Tis a tough ask, just being. So when asked to write a life, a whole life span…
January 14, 2015 prompt: In 99 words (no more, no less) write a life span. It can a life of a person as if flashing by or the life of a honey bee. What key elements would show a lifetime in brevity? Does it add to a character’s development or create tension? What is the emotion or is it void?
…I’m rather foxed. The good people over at Charli’s carrot ranch, those mean writers of flash the Rough Writers, have already come up with some corkers. Take a look if you don’t believe me. It’s a high quality week amongst a continuingly improving group.
Normally, about now, some link to some idea that the prompt has triggered fires my crusty old synapses into action and I can ramble hither and yon a bit before getting down to cases. This time though, my links are rather, hmm, maudlin.

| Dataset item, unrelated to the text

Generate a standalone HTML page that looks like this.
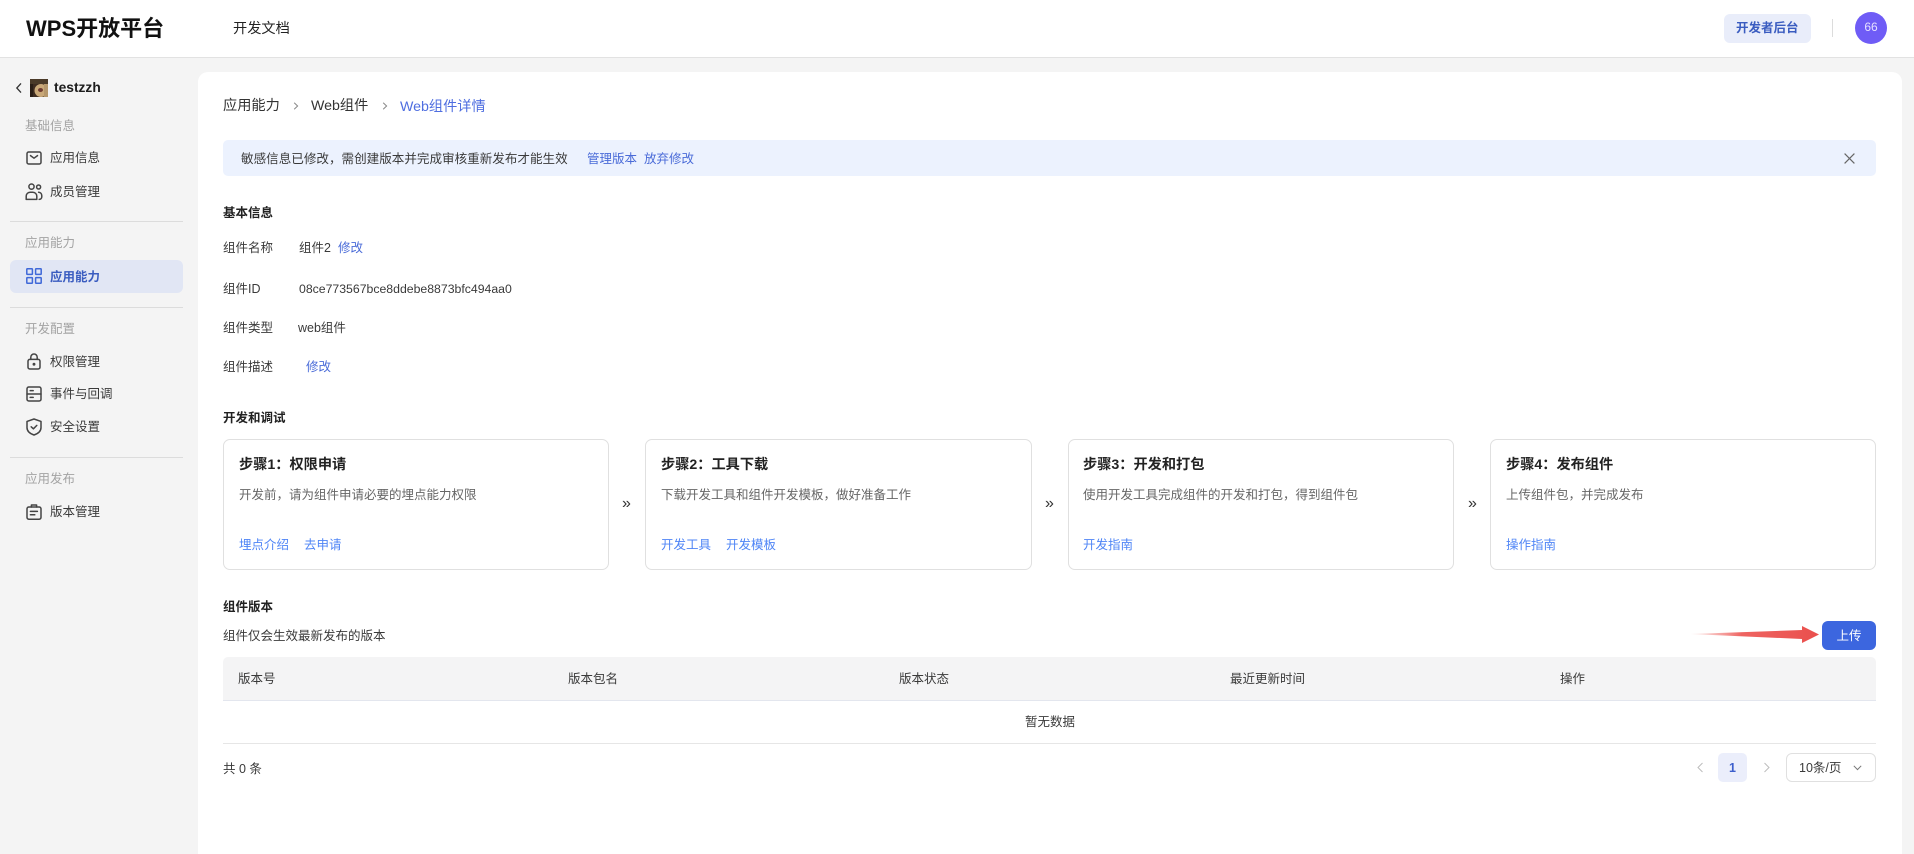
<!DOCTYPE html>
<html lang="zh-CN">
<head>
<meta charset="utf-8">
<title>WPS开放平台</title>
<style>
html,body{margin:0;padding:0;width:1914px;height:854px;overflow:hidden;background:#f4f4f4;}
body{position:relative;font-family:"Liberation Sans","Noto Sans CJK SC",sans-serif;font-size:12.5px;color:#333;}
.b{position:absolute;box-sizing:border-box;}
.t{position:absolute;line-height:20px;height:20px;white-space:nowrap;}
.bd{font-weight:700;color:#222;}
.link{color:#4a6bd8;}
.lk{color:#4f85f6;}
.gr{color:#a3a3a3;}
.dk{color:#3a3a3a;}
.desc{color:#666;}
svg{position:absolute;overflow:visible;}
.card{position:absolute;top:439px;height:131px;background:#fff;border:1px solid #e0e0e0;border-radius:7px;box-sizing:border-box;}
.ic{fill:none;stroke:#444;stroke-width:1.5;stroke-linejoin:round;stroke-linecap:round;}
</style>
</head>
<body>
<!-- header -->
<div class="b" style="left:0;top:0;width:1914px;height:58px;background:#fff;border-bottom:1px solid #e2e2e2;"></div>
<div class="t" style="left:26px;top:18px;font-size:22px;line-height:22px;height:22px;font-weight:700;color:#111;">WPS开放平台</div>
<div class="t" style="left:233px;top:19px;font-size:14.2px;color:#222;">开发文档</div>
<div class="b" style="left:1724px;top:14px;width:87px;height:29px;background:#e9edfa;border-radius:6px;"></div>
<div class="t" style="left:1736px;top:18px;font-weight:700;color:#3a5cc0;">开发者后台</div>
<div class="b" style="left:1832px;top:19px;width:1px;height:18px;background:#dcdcdc;"></div>
<div class="b" style="left:1855px;top:12px;width:32px;height:32px;border-radius:50%;background:#6f5cf6;"></div>
<div class="t" style="left:1855px;top:17px;width:32px;text-align:center;font-size:12px;color:#e6e0ff;">66</div>

<!-- sidebar -->
<svg style="left:15px;top:82px" width="8" height="12" viewBox="0 0 8 12"><path d="M6 1.4 1.8 6 6 10.6" fill="none" stroke="#333" stroke-width="1.3"/></svg>
<svg style="left:30px;top:79px" width="18" height="18" viewBox="0 0 18 18"><rect width="18" height="18" fill="#3e2c20"/><rect x="0" y="0" width="18" height="5" fill="#4a3a28"/><rect x="0" y="5" width="3" height="13" fill="#2a1e16"/><ellipse cx="11" cy="11.5" rx="6.5" ry="6.5" fill="#c9a878"/><rect x="14" y="5" width="4" height="13" fill="#b5976b"/><ellipse cx="10.5" cy="11" rx="2.5" ry="2" fill="#6e3b30"/></svg>
<div class="t bd" style="left:54px;top:78px;font-size:13.8px;color:#1c1c1c;">testzzh</div>

<div class="t gr" style="left:25px;top:116px;">基础信息</div>
<svg class="ic" style="left:26px;top:151px" width="16" height="14" viewBox="0 0 16 14"><rect x="1" y="1" width="14" height="12" rx="1.6"/><path d="M4.5 4.6 8 7.2l3.5-2.6"/></svg>
<div class="t dk" style="left:50px;top:148px;">应用信息</div>
<svg class="ic" style="left:25px;top:183px" width="18" height="18" viewBox="0 0 18 18"><circle cx="6.5" cy="3.6" r="2.6"/><circle cx="13.6" cy="4" r="2"/><path d="M1.2 16.4v-3.2c0-2.2 1.7-4 4-4h2.6c2.2 0 4 1.8 4 4v3.2z"/><path d="M13.6 9.2c1.8.1 3.2 1.6 3.2 3.6v.8c0 1.6-1 2.8-2.6 2.8"/></svg>
<div class="t dk" style="left:50px;top:182px;">成员管理</div>

<div class="b" style="left:10px;top:221px;width:173px;height:1px;background:#dcdcdc;"></div>
<div class="t gr" style="left:25px;top:233px;">应用能力</div>
<div class="b" style="left:10px;top:260px;width:173px;height:33px;background:#e1e6f4;border-radius:6px;"></div>
<svg style="left:26px;top:268px" width="16" height="16" viewBox="0 0 16 16" fill="none" stroke="#3f68d8" stroke-width="1.5"><rect x=".8" y=".8" width="5.6" height="5.6" rx=".6"/><rect x="9.6" y=".8" width="5.6" height="5.6" rx=".6"/><rect x=".8" y="9.6" width="5.6" height="5.6" rx=".6"/><rect x="9.6" y="9.6" width="5.6" height="5.6" rx=".6"/></svg>
<div class="t" style="left:50px;top:267px;font-weight:700;color:#3a5cc0;">应用能力</div>

<div class="b" style="left:10px;top:307px;width:173px;height:1px;background:#dcdcdc;"></div>
<div class="t gr" style="left:25px;top:319px;">开发配置</div>
<svg class="ic" style="left:27px;top:353px" width="14" height="17" viewBox="0 0 14 17"><rect x="1" y="6.4" width="12" height="9.6" rx="1.8"/><path d="M3.8 6.4V4.2a3.2 3.2 0 0 1 6.4 0v2.2"/><circle cx="7" cy="11.2" r=".7" fill="#444"/></svg>
<div class="t dk" style="left:50px;top:352px;">权限管理</div>
<svg class="ic" style="left:26px;top:386px" width="16" height="16" viewBox="0 0 16 16"><rect x="1" y="1" width="14" height="14" rx="1.8"/><path d="M1 8h14M4.2 4.6h3M4.2 11.4h3"/></svg>
<div class="t dk" style="left:50px;top:384px;">事件与回调</div>
<svg class="ic" style="left:26px;top:418px" width="16" height="18" viewBox="0 0 16 18"><path d="M8 1 15 3.4v6.2c0 3.6-3 6-7 7.4-4-1.4-7-3.8-7-7.4V3.4z"/><path d="M5.2 8.8 7.4 10.8l3.4-3.4"/></svg>
<div class="t dk" style="left:50px;top:417px;">安全设置</div>

<div class="b" style="left:10px;top:457px;width:173px;height:1px;background:#dcdcdc;"></div>
<div class="t gr" style="left:25px;top:469px;">应用发布</div>
<svg class="ic" style="left:26px;top:504px" width="16" height="16" viewBox="0 0 16 16"><rect x="1" y="3" width="14" height="12.2" rx="1.8"/><path d="M5.4 3V1h5.2v2M4.4 7.4h7M4.4 10.8h4.4"/></svg>
<div class="t dk" style="left:50px;top:502px;">版本管理</div>

<!-- main panel -->
<div class="b" style="left:198px;top:72px;width:1704px;height:800px;background:#fff;border-radius:10px;"></div>

<!-- breadcrumb -->
<div class="t" style="left:223px;top:96px;font-size:14.2px;color:#333;">应用能力</div>
<svg style="left:293px;top:102px" width="6" height="8" viewBox="0 0 6 8"><path d="M1.2.8 4.6 4 1.2 7.2" fill="none" stroke="#888" stroke-width="1"/></svg>
<div class="t" style="left:311px;top:96px;font-size:14.2px;color:#333;">Web组件</div>
<svg style="left:382px;top:102px" width="6" height="8" viewBox="0 0 6 8"><path d="M1.2.8 4.6 4 1.2 7.2" fill="none" stroke="#888" stroke-width="1"/></svg>
<div class="t" style="left:400px;top:97px;font-size:14.2px;color:#4f6ee0;">Web组件详情</div>

<!-- alert -->
<div class="b" style="left:223px;top:140px;width:1653px;height:36px;background:#ecf2fe;border-radius:5px;"></div>
<div class="t" style="left:241px;top:149px;color:#3a3a3a;font-size:12.57px;">敏感信息已修改，需创建版本并完成审核重新发布才能生效</div>
<div class="t link" style="left:587px;top:149px;">管理版本</div>
<div class="t link" style="left:644px;top:149px;">放弃修改</div>
<svg style="left:1844px;top:153px" width="11" height="11" viewBox="0 0 11 11"><path d="M.6.6l9.8 9.8M10.4.6.6 10.4" fill="none" stroke="#666" stroke-width="1.2"/></svg>

<!-- basic info -->
<div class="t bd" style="left:223px;top:203px;">基本信息</div>
<div class="t dk" style="left:223px;top:238px;">组件名称</div>
<div class="t dk" style="left:299px;top:238px;">组件2</div>
<div class="t link" style="left:338px;top:238px;">修改</div>
<div class="t dk" style="left:223px;top:279px;">组件ID</div>
<div class="t dk" style="left:299px;top:279px;font-size:12.28px;">08ce773567bce8ddebe8873bfc494aa0</div>
<div class="t dk" style="left:223px;top:318px;">组件类型</div>
<div class="t dk" style="left:298px;top:318px;">web组件</div>
<div class="t dk" style="left:223px;top:357px;">组件描述</div>
<div class="t link" style="left:306px;top:357px;">修改</div>

<div class="t bd" style="left:223px;top:408px;">开发和调试</div>

<!-- cards -->
<div class="card" style="left:223px;width:386px;"></div>
<div class="t bd" style="left:239px;top:455px;font-size:14.2px;">步骤1：权限申请</div>
<div class="t desc" style="left:239px;top:485px;">开发前，请为组件申请必要的埋点能力权限</div>
<div class="t lk" style="left:239px;top:535px;">埋点介绍</div>
<div class="t lk" style="left:304px;top:535px;">去申请</div>
<div class="t" style="left:622px;top:494px;font-size:16px;color:#333;">»</div>

<div class="card" style="left:645px;width:387px;"></div>
<div class="t bd" style="left:661px;top:455px;font-size:14.2px;">步骤2：工具下载</div>
<div class="t desc" style="left:661px;top:485px;">下载开发工具和组件开发模板，做好准备工作</div>
<div class="t lk" style="left:661px;top:535px;">开发工具</div>
<div class="t lk" style="left:726px;top:535px;">开发模板</div>
<div class="t" style="left:1045px;top:494px;font-size:16px;color:#333;">»</div>

<div class="card" style="left:1068px;width:386px;"></div>
<div class="t bd" style="left:1083px;top:455px;font-size:14.2px;">步骤3：开发和打包</div>
<div class="t desc" style="left:1083px;top:485px;">使用开发工具完成组件的开发和打包，得到组件包</div>
<div class="t lk" style="left:1083px;top:535px;">开发指南</div>
<div class="t" style="left:1468px;top:494px;font-size:16px;color:#333;">»</div>

<div class="card" style="left:1490px;width:386px;"></div>
<div class="t bd" style="left:1506px;top:455px;font-size:14.2px;">步骤4：发布组件</div>
<div class="t desc" style="left:1506px;top:485px;">上传组件包，并完成发布</div>
<div class="t lk" style="left:1506px;top:535px;">操作指南</div>

<!-- versions -->
<div class="t bd" style="left:223px;top:597px;">组件版本</div>
<div class="t dk" style="left:223px;top:626px;">组件仅会生效最新发布的版本</div>
<svg style="left:1688px;top:624px" width="134" height="22" viewBox="0 0 134 22"><defs><linearGradient id="g" x1="0" x2="1" y1="0" y2="0"><stop offset="0" stop-color="#f2837f" stop-opacity=".1"/><stop offset=".4" stop-color="#ee6461"/><stop offset="1" stop-color="#ea4f4d"/></linearGradient></defs><path d="M2 10 L114 6 L114 2 L131 10.5 L114 19 L114 15 Z" fill="url(#g)"/></svg>
<div class="b" style="left:1822px;top:621px;width:54px;height:29px;background:#3c66df;border-radius:6px;"></div>
<div class="t" style="left:1822px;top:626px;width:54px;text-align:center;color:#fff;">上传</div>

<div class="b" style="left:223px;top:657px;width:1653px;height:44px;background:#f4f4f5;border-bottom:1px solid #e3e6ee;border-radius:5px 5px 0 0;"></div>
<div class="t dk" style="left:238px;top:669px;">版本号</div>
<div class="t dk" style="left:568px;top:669px;">版本包名</div>
<div class="t dk" style="left:899px;top:669px;">版本状态</div>
<div class="t dk" style="left:1230px;top:669px;">最近更新时间</div>
<div class="t dk" style="left:1560px;top:669px;">操作</div>
<div class="t dk" style="left:1025px;top:712px;">暂无数据</div>
<div class="b" style="left:223px;top:743px;width:1653px;height:1px;background:#e6e6e6;"></div>

<div class="t dk" style="left:223px;top:759px;">共 0 条</div>
<svg style="left:1696px;top:762px" width="8" height="11" viewBox="0 0 8 11"><path d="M6.5 1 2 5.5 6.5 10" fill="none" stroke="#bdbdbd" stroke-width="1"/></svg>
<div class="b" style="left:1718px;top:753px;width:29px;height:29px;background:#ebeefb;border-radius:5px;"></div>
<div class="t" style="left:1718px;top:758px;width:29px;text-align:center;font-weight:700;color:#3d5fcc;">1</div>
<svg style="left:1763px;top:762px" width="8" height="11" viewBox="0 0 8 11"><path d="M1.5 1 6 5.5 1.5 10" fill="none" stroke="#bdbdbd" stroke-width="1"/></svg>
<div class="b" style="left:1786px;top:753px;width:90px;height:29px;border:1px solid #e0e0e0;border-radius:6px;background:#fff;"></div>
<div class="t dk" style="left:1799px;top:758px;">10条/页</div>
<svg style="left:1853px;top:765px" width="9" height="6" viewBox="0 0 9 6"><path d="M.8.8 4.5 4.6 8.2.8" fill="none" stroke="#777" stroke-width="1"/></svg>
</body>
</html>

I wonder if the problem with a life span is that a span is finite. It’s kind of over, isn’t it. The beginning and middle are fine but the end? You have to have an end, a death, as well as the bits before. And however we dress it up, ends, for those people and things we care for are grim. I’ve said it before, I do not buy time as a great healer. Time merely adds a layer of new experiences that help numb, neuter and anesthetise the grief, hiding it.
This was brought home to me in two conversations over the last couple of days.
Conversations one: Brown and Green café at Crystal Palace station – seriously , if you are in south London, go there. I love it – a man was asking to put up a poster of his dog, a Scottie. The dog had just died of a heart attack and the man, bereft, wanted to do something positive so was setting up a Just Giving page in his dog’s honour to raise money for the PDSA which, for non Brits, is a pet charity. He clearly wasn’t coping well but what made it hard for him, he said, was the lack of understanding how grief affected him. Lose a child and, of course, the sympathy is deep and long lasting. Lose a parent when you’re a child and ditto. Lose a parent as an adult, or even lose a pet and people assume you’ll get over it. It isn’t that easy. Really. Not for everyone.
Conversation two with my Bro in law. When my mum died aged 82, the Archaeologist and I decided we would have a funeral that was truly a celebration of a life well lived. Humour was at its centre; my mother was a funny woman, with plenty of anecdotes. Lots of warmth amongst the sadness. Then my uncle, her younger brother spoke. He thanked my brother and me but he was in tears. His beloved sister had been a mother to him, he said. When their father fell ill in 1937, she, aged 12 left school to nurse him and bring up him and their younger brother while their mother, my Gran, went out to work. When my grandfather died in 1940, she continued to look after the boys and run the house until they went to boarding school and she went into the ATS. He felt he could never repay that debt. She never saw it that way which, in its way, made her going that bit worse for him. Few people there, me included realised, until that moment, the extent of her sacrifice and his desperation to live up to her example. Despite rich lives, fully lived, that burden never eased.
In this photo, from June 1940, Ted is preparing to repel the Luftwaffe. Mum and Ted lived in Herne Bay on the North Kent coast and watched the dog fights fought between Spitfires and Hurricanes on one side and Messerschmitts on the other as the Battle of Britain played out that hot tense summer.
So perhaps that explains the introverted and somewhat gloomy piece I have penned. As I hope this blog has shown I am, in the words of my malaproping daughter (who is clearly, despite a considerable education, taking over from her great grandmother) an eternal octopuss and cheerful by nature. There is always a little shade somewhere, of course.
Mary let the sun caress her. Paul watched, worried as she said, “Do you ever know another person? I thought I knew dad. He was my hero. Omnipotent. The war, the battles with illness. Sanitised snippets, like a highlights show. Some doubts, little dustballs in the corner – they made him fallible, more human, you know? They were never so bad I couldn’t forgive him. Always. But this? He’s dead and there’s this whole other him I knew nothing about. Adulterer, father of my twin who might be buried in the garden. What am I going to do, Paul? What?”